Rohingya adalah salah satu suku beragama Islam yang tinggal di kawasan Myanmar. Kisruh antara Islam dan Buddha di negeri ini membuat Muslim Rohingya akhirnya terusir dan tak bisa tinggal di negeri tempat mereka lahir dan besar. Pemerintah setempat terutama warga Buddha menganggap mereka alien yang tidak pantas tinggal di wilayah Myanmar.
Akhirnya, gelombang pengungsian dari orang Rohingya dimulai. Mereka mulai hijrah ke negara-negara Muslim untuk mencari suaka. Mereka tidak bisa tinggal di negeri yang telah mengusirnya Kembali ke Myanmar barangkali sama halnya dengan setor nyawa. Terlebih di bulan Ramadan yang diagungkan oleh semua Muslim di dunia.
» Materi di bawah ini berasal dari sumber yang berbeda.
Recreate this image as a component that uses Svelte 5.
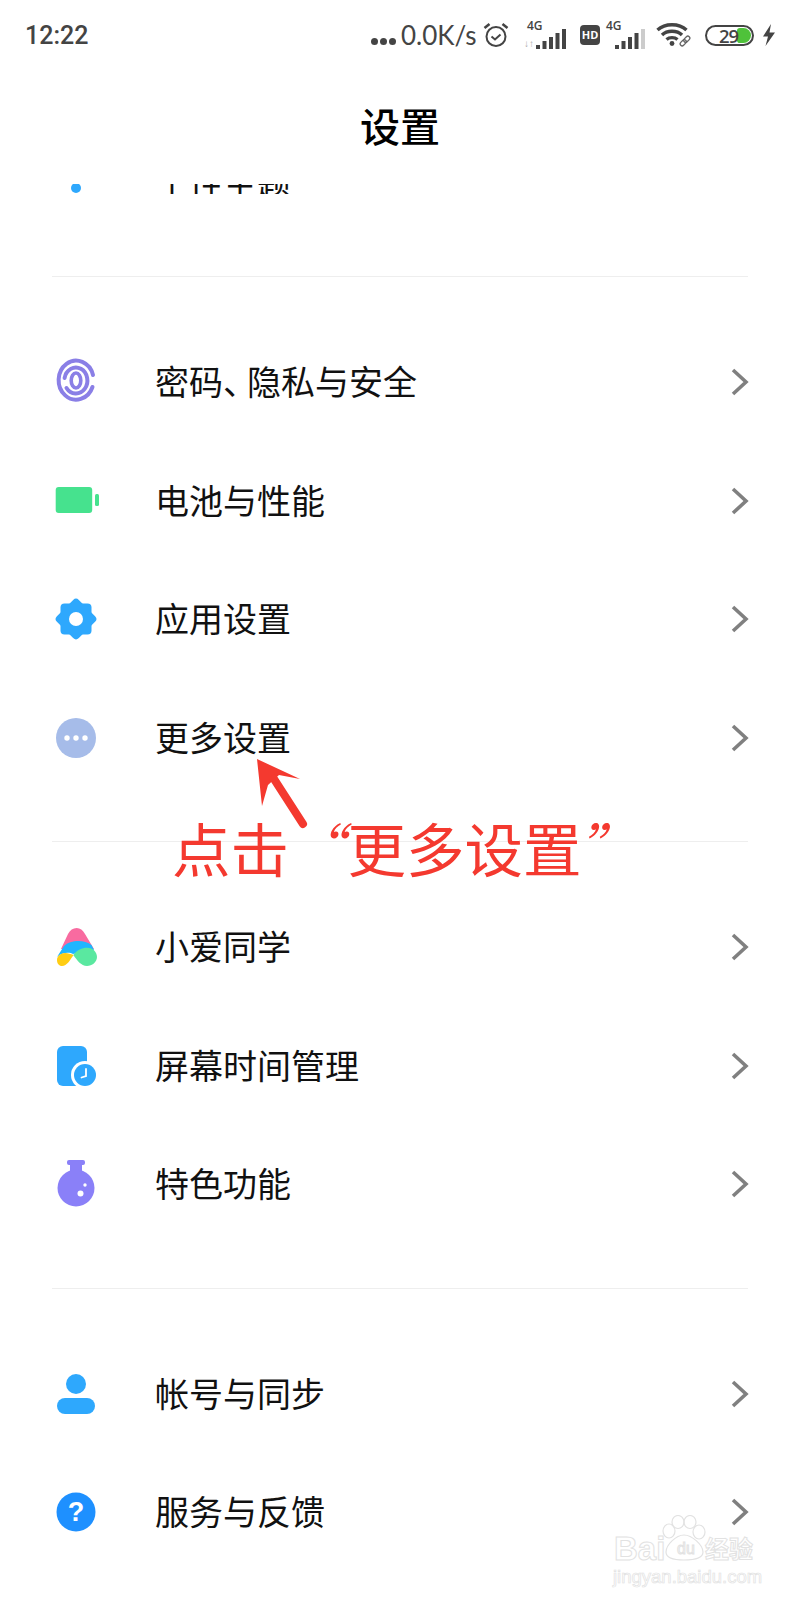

Oh ya, inilah kisah Ramadan dari suara Muslim kita yang terbuang. Semoga bisa memberi pelajaran untuk kita semua.
Krisis dan Pengusiran dari Negeri
Krisis pengungsian Rohingya di tahun 2015 lalu menjadi isu global. Banyak negara mengutuk perlakukan Myanmar yang melakukan diskriminasi besar-besaran kepada Muslim Rohingya. Mereka mengusir, membakar tempat ibadah, merusak perkampungan hingga menyerang pengungsian dari para Muslim Rohingya yang tak rela meninggalkan tanah kelahirannya.
Mereka yang tak tahan lagi dengan perlakuan negerinya akhirnya kabur dan mencari suaka ke berbagai negara Islam. Dengan kapal seadanya mereka menjelajahi lautan dengan minum makanan dan minuman. Selama perjalanan ini, banyak orang Rohingya yang akhirnya meninggal di atas perahu. Mereka memperjuangkan keislaman yang telah tumbuh dengan nyawa sebagai taruhannya.
Menjalani Puasa di Negara Lain
Seperti halnya Muslim Uyghur yang dilarang berpuasa. Muslim Rohingya juga mendapatkan tentangan itu. Segala bentuk aktivitas agama Islam dilarang. Kalau orang Rohingya tetap melakukan ibadah mereka akan dilukai, bahkan kematian pun bisa di dapat dengan cara yang sangat mengerikan. Berpuasa di negeri itu adalah sesuatu yang sangat mustahil.
Akhirnya, banyak dari para Rohingya yang berharap bisa melaksanakan puasa di negeri para sahabat Muslim. Mereka hijrah menuju Malaysia, dan Indonesia untuk diterima dengan baik. Mereka tidak menginginkan apa-apa. Hanya tempat tinggal dan dibiarkan menjalankan ibadahnya tanpa perlu gangguan. Meski di tengah situasi yang sangat buruk, mereka masih ingin berpuasa bagaimana pun caranya.
Rasa Sedih yang Tak Terperi
Berpuasa di negeri orang sangatlah menyedihkan. Seharusnya bulan Ramadan dihabiskan dengan keluarga selama sebulan punuh. Sayangnya, untuk melakukan itu, para Muslim Rohingya harus berhadapan dengan para penguasa di Myanmar yang dikenal sangat kejam dengan para Muslim. Mereka tidak pandang bulu dan akan melakukan tindakan mengerikan jika Muslim Rohingya tetap berpuasa.
Mau tidak mau Muslim Rohingya tetap harus menjalankan puasa di negeri orang. Mereka sudah cukup bahagia ada saudara Muslim yang menampung mereka. Bahkan, orang-orang di kawasan Aceh sudah menganggap para Muslim Rohingnya seperti saudaranya sendiri. Muslim, dari mana pun asalnya tetaplah saudara yang harus diperlakukan dengan sangat baik.
Masakan Orang Tua yang Nyaris Terlupa
Ramadan selalu identik dengan iftar atau prosesi berbuka puasa. Biasanya orang tua terutama ibu akan memasakkan apa saja yang disukai keluarga. Lalu, saat bedug Magrib tiba, semua orang akan makan bersama-sama. Muslim di Rohingya merasakan sakitnya tak bisa makan makanan keluarga, mereka makan dari apa yang diberikan di pengungsian.
Pemerintah Myanmar yang terus mempersulit mereka membuat pada Muslim Rohingya tak bisa berkumpul dengan keluarga. Bahkan, kapan kembali dan merayakan Idul Fitri bersama pun masih tak bisa dilakukan. Orang Rohingya hanya bisa bertahan dan menghadapi semaunya hingga kelak negeri mereka mau menerima para Muslim Rohingya untuk kembali.
Beginilah suasana Ramadan yang dialami oleh para Muslim Rohingya. Kita harus bersyukur masih bisa menjalani Ramadan dengan keluarga dan tanpa dilarang-larang.